### Exercise:
Reproduce the data below in full and exclude every picture.

### Collected data:
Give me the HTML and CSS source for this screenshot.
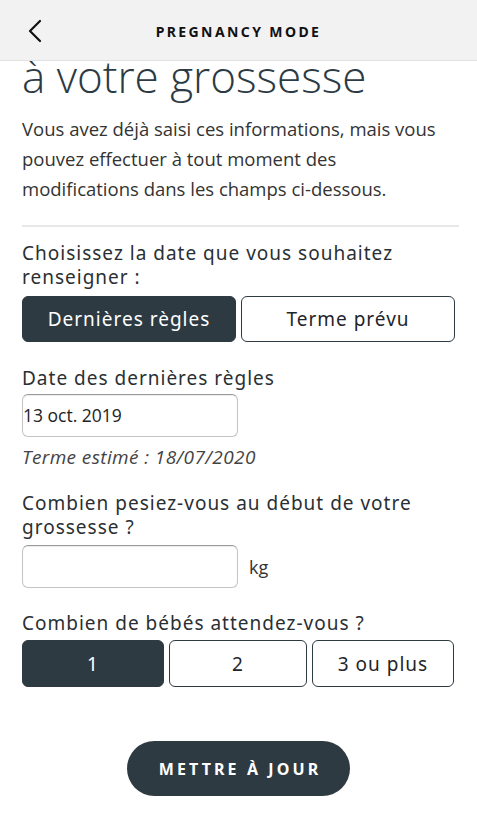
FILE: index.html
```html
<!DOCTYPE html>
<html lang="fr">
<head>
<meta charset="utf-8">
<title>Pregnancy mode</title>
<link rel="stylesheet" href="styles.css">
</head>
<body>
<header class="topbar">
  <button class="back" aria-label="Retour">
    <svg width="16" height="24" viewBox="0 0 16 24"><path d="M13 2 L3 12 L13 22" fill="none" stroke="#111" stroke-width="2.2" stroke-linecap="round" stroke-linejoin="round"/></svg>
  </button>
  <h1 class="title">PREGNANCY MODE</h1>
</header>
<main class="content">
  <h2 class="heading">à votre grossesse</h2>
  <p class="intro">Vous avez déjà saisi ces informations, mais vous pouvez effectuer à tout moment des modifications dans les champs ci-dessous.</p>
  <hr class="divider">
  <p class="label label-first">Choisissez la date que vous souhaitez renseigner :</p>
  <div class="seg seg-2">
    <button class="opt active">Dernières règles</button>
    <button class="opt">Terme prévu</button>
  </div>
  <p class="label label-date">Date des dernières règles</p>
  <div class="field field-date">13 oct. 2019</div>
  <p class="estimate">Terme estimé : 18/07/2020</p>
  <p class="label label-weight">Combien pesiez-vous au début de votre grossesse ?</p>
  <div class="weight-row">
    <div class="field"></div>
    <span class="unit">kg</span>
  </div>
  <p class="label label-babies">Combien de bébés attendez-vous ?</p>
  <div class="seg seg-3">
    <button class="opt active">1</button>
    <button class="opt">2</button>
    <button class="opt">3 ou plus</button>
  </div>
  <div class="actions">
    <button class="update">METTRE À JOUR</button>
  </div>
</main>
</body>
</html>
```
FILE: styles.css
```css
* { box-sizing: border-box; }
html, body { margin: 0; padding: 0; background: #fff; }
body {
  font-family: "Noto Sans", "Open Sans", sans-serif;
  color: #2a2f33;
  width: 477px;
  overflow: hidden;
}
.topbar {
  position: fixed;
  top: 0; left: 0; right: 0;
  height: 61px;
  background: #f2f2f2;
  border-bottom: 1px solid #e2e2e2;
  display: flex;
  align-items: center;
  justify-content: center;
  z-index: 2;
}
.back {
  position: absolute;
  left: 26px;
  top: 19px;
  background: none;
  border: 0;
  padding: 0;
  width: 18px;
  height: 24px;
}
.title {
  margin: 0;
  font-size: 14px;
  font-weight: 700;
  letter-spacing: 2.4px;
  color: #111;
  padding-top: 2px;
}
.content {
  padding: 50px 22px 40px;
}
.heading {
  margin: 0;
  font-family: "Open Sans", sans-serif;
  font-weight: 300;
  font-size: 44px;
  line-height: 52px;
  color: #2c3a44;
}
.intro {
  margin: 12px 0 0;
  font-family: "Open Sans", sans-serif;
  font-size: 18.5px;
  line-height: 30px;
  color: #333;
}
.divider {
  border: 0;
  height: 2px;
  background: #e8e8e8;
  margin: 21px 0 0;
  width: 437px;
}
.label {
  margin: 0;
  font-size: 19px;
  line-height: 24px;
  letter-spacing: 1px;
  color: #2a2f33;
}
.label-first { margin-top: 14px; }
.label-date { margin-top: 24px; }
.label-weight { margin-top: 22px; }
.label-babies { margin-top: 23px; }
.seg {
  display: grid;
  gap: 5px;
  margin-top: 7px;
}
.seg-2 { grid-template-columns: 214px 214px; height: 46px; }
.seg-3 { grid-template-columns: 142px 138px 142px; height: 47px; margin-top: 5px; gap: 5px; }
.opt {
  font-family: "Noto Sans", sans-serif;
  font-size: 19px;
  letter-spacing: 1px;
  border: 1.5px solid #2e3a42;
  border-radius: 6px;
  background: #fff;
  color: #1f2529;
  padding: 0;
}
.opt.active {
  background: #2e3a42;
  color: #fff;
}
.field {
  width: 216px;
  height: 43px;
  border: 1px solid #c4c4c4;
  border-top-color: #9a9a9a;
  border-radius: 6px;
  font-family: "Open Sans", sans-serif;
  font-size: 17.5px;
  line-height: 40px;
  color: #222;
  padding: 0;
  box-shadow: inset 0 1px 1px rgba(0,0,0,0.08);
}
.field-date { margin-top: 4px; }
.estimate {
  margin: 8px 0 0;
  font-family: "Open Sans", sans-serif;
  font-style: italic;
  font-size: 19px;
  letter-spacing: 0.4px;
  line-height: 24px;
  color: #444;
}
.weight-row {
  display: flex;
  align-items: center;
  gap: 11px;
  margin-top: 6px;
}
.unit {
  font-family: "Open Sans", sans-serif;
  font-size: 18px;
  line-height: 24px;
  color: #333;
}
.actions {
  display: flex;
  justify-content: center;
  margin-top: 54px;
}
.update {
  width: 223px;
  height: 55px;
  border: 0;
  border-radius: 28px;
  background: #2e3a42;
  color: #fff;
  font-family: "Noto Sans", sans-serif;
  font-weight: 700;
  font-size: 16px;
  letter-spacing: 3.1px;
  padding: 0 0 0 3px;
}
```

### Answer to this problem:
Give me the HTML and CSS source for this screenshot.
FILE: index.html
```html
<!DOCTYPE html>
<html lang="fr">
<head>
<meta charset="utf-8">
<title>Pregnancy mode</title>
<link rel="stylesheet" href="styles.css">
</head>
<body>
<header class="topbar">
  <button class="back" aria-label="Retour">
    <svg width="16" height="24" viewBox="0 0 16 24"><path d="M13 2 L3 12 L13 22" fill="none" stroke="#111" stroke-width="2.2" stroke-linecap="round" stroke-linejoin="round"/></svg>
  </button>
  <h1 class="title">PREGNANCY MODE</h1>
</header>
<main class="content">
  <h2 class="heading">à votre grossesse</h2>
  <p class="intro">Vous avez déjà saisi ces informations, mais vous pouvez effectuer à tout moment des modifications dans les champs ci-dessous.</p>
  <hr class="divider">
  <p class="label label-first">Choisissez la date que vous souhaitez renseigner :</p>
  <div class="seg seg-2">
    <button class="opt active">Dernières règles</button>
    <button class="opt">Terme prévu</button>
  </div>
  <p class="label label-date">Date des dernières règles</p>
  <div class="field field-date">13 oct. 2019</div>
  <p class="estimate">Terme estimé : 18/07/2020</p>
  <p class="label label-weight">Combien pesiez-vous au début de votre grossesse ?</p>
  <div class="weight-row">
    <div class="field"></div>
    <span class="unit">kg</span>
  </div>
  <p class="label label-babies">Combien de bébés attendez-vous ?</p>
  <div class="seg seg-3">
    <button class="opt active">1</button>
    <button class="opt">2</button>
    <button class="opt">3 ou plus</button>
  </div>
  <div class="actions">
    <button class="update">METTRE À JOUR</button>
  </div>
</main>
</body>
</html>
```
FILE: styles.css
```css
* { box-sizing: border-box; }
html, body { margin: 0; padding: 0; background: #fff; }
body {
  font-family: "Noto Sans", "Open Sans", sans-serif;
  color: #2a2f33;
  width: 477px;
  overflow: hidden;
}
.topbar {
  position: fixed;
  top: 0; left: 0; right: 0;
  height: 61px;
  background: #f2f2f2;
  border-bottom: 1px solid #e2e2e2;
  display: flex;
  align-items: center;
  justify-content: center;
  z-index: 2;
}
.back {
  position: absolute;
  left: 26px;
  top: 19px;
  background: none;
  border: 0;
  padding: 0;
  width: 18px;
  height: 24px;
}
.title {
  margin: 0;
  font-size: 14px;
  font-weight: 700;
  letter-spacing: 2.4px;
  color: #111;
  padding-top: 2px;
}
.content {
  padding: 50px 22px 40px;
}
.heading {
  margin: 0;
  font-family: "Open Sans", sans-serif;
  font-weight: 300;
  font-size: 44px;
  line-height: 52px;
  color: #2c3a44;
}
.intro {
  margin: 12px 0 0;
  font-family: "Open Sans", sans-serif;
  font-size: 18.5px;
  line-height: 30px;
  color: #333;
}
.divider {
  border: 0;
  height: 2px;
  background: #e8e8e8;
  margin: 21px 0 0;
  width: 437px;
}
.label {
  margin: 0;
  font-size: 19px;
  line-height: 24px;
  letter-spacing: 1px;
  color: #2a2f33;
}
.label-first { margin-top: 14px; }
.label-date { margin-top: 24px; }
.label-weight { margin-top: 22px; }
.label-babies { margin-top: 23px; }
.seg {
  display: grid;
  gap: 5px;
  margin-top: 7px;
}
.seg-2 { grid-template-columns: 214px 214px; height: 46px; }
.seg-3 { grid-template-columns: 142px 138px 142px; height: 47px; margin-top: 5px; gap: 5px; }
.opt {
  font-family: "Noto Sans", sans-serif;
  font-size: 19px;
  letter-spacing: 1px;
  border: 1.5px solid #2e3a42;
  border-radius: 6px;
  background: #fff;
  color: #1f2529;
  padding: 0;
}
.opt.active {
  background: #2e3a42;
  color: #fff;
}
.field {
  width: 216px;
  height: 43px;
  border: 1px solid #c4c4c4;
  border-top-color: #9a9a9a;
  border-radius: 6px;
  font-family: "Open Sans", sans-serif;
  font-size: 17.5px;
  line-height: 40px;
  color: #222;
  padding: 0;
  box-shadow: inset 0 1px 1px rgba(0,0,0,0.08);
}
.field-date { margin-top: 4px; }
.estimate {
  margin: 8px 0 0;
  font-family: "Open Sans", sans-serif;
  font-style: italic;
  font-size: 19px;
  letter-spacing: 0.4px;
  line-height: 24px;
  color: #444;
}
.weight-row {
  display: flex;
  align-items: center;
  gap: 11px;
  margin-top: 6px;
}
.unit {
  font-family: "Open Sans", sans-serif;
  font-size: 18px;
  line-height: 24px;
  color: #333;
}
.actions {
  display: flex;
  justify-content: center;
  margin-top: 54px;
}
.update {
  width: 223px;
  height: 55px;
  border: 0;
  border-radius: 28px;
  background: #2e3a42;
  color: #fff;
  font-family: "Noto Sans", sans-serif;
  font-weight: 700;
  font-size: 16px;
  letter-spacing: 3.1px;
  padding: 0 0 0 3px;
}
```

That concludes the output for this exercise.